The innovative Denver Post has just launched daily podcasts as reported in this story. The Post has a team of audio journalists producing the podcasts. Access is free.

Daily podcasts are available for: ALL NEWS; LOCAL NEWS; NATION/WORLD NEWS; BUSINESS NEWS; SPORTS. There will be occasional features. The quality is good as are the production values.

On a broadband connection downloading all news takes less than a minute, load this on to a memory stick or direct to your iPod and you’re mobile with an audio newspaper from a respected news source. This is the kind of innovation Rupert Murdoch was talking about when speaking last month at the ASNE conference. This innovation will facilitate a greater connect with younger readers for the Denver Post.

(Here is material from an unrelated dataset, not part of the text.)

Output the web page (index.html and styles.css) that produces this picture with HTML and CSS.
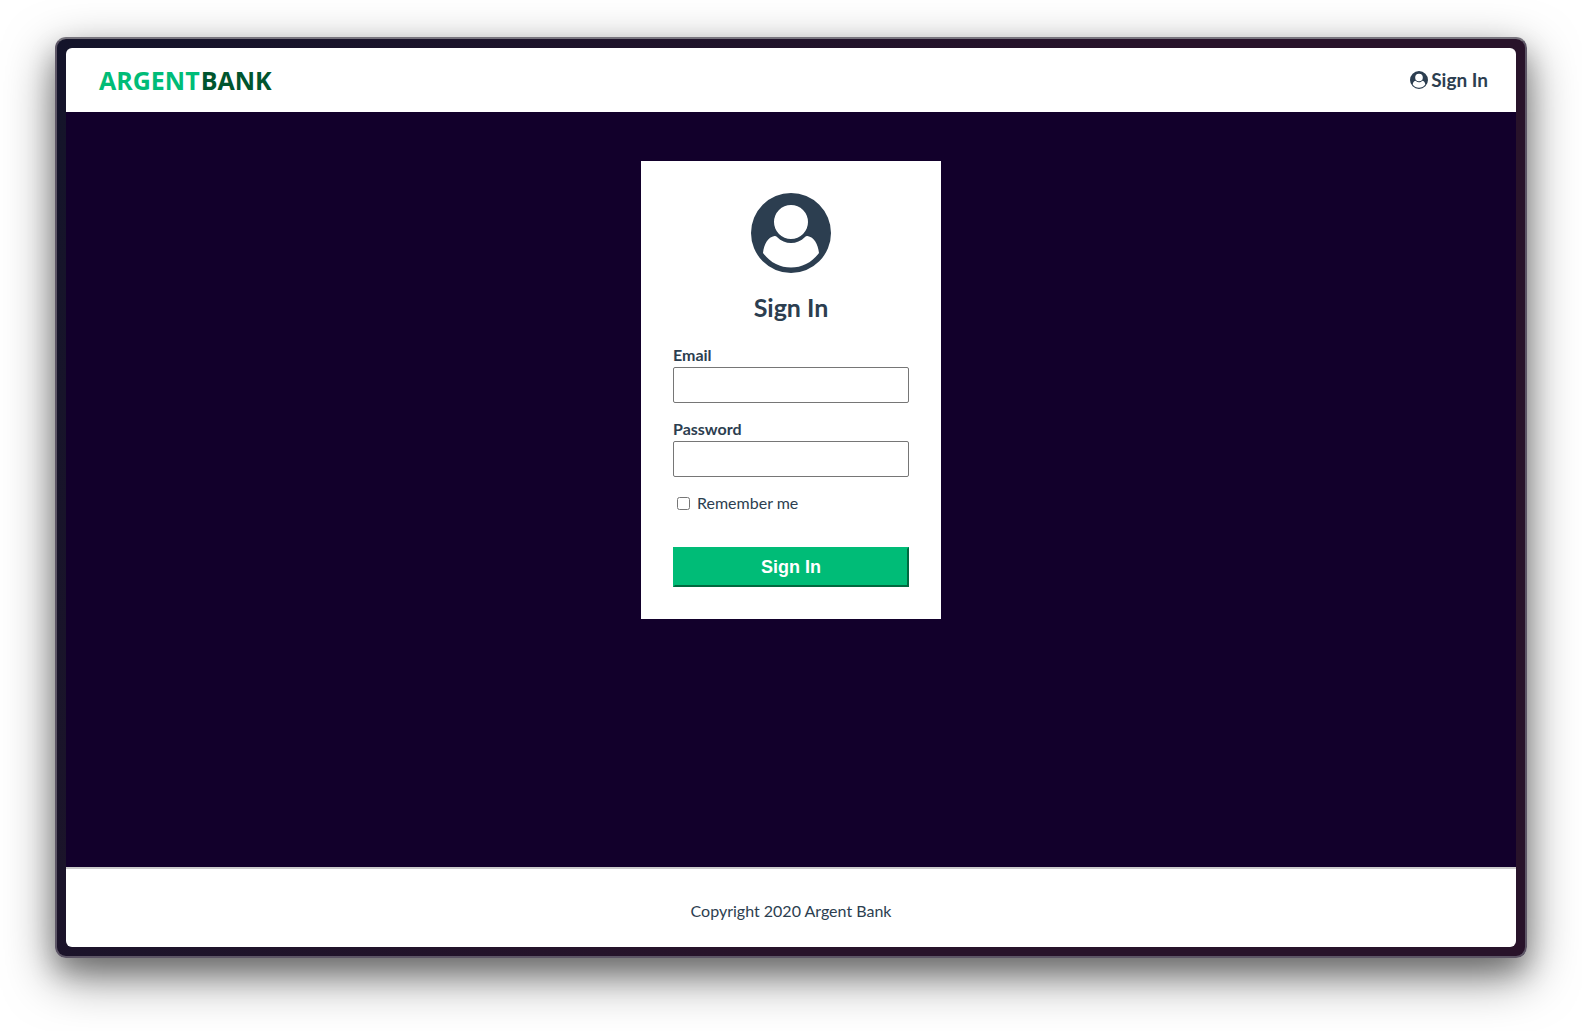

So what is this? Denver Post is a newspaper. It has a good website. Now it’s in the audio business producing news programs for people on the move. Having the stories updated during the day and on a portable device will make listening to radio news redundant. So, the Denver Post is a newspaper, a website, an audio producer (think news radio station).

More important, the Denver Post move separates the stories from the package, from the newspaper. This is the kind of disaggregation I have been writing about here. It frees the stories. Whereas years ago the Denver Post was a newspaper, today it is a brand operating in several mediums.

Watch for more of this from mainstream media outlets across the globe. This story on Chris Chin’s blog at seattlepi.com (from the Seattle Post-Intelligencier) lists other newspapers offering podcasting. There is a challenge for radio and a challenge to their own newspaper product.

Thinking locally (in Australia) now, this move must be of concern to Australia’s 4,600 independently owned newsagents. We are a key part of the news and information supply chain. In the Denver Post model there is no supply chain to speak of. The publisher has a direct and easy connect with the consumer. If I were a publisher I’d do the same thing. We (newsagents) need to find our own relevance in the changing world. Publishers will put their needs ahead of ours in building future business models. We should not expect them to create models which support our businesses unless doing so is relevant to them.

One strategy crucial to our future is a deeper connect with our local community. This is why we are developing our citizen journalism project LocalNews Daily.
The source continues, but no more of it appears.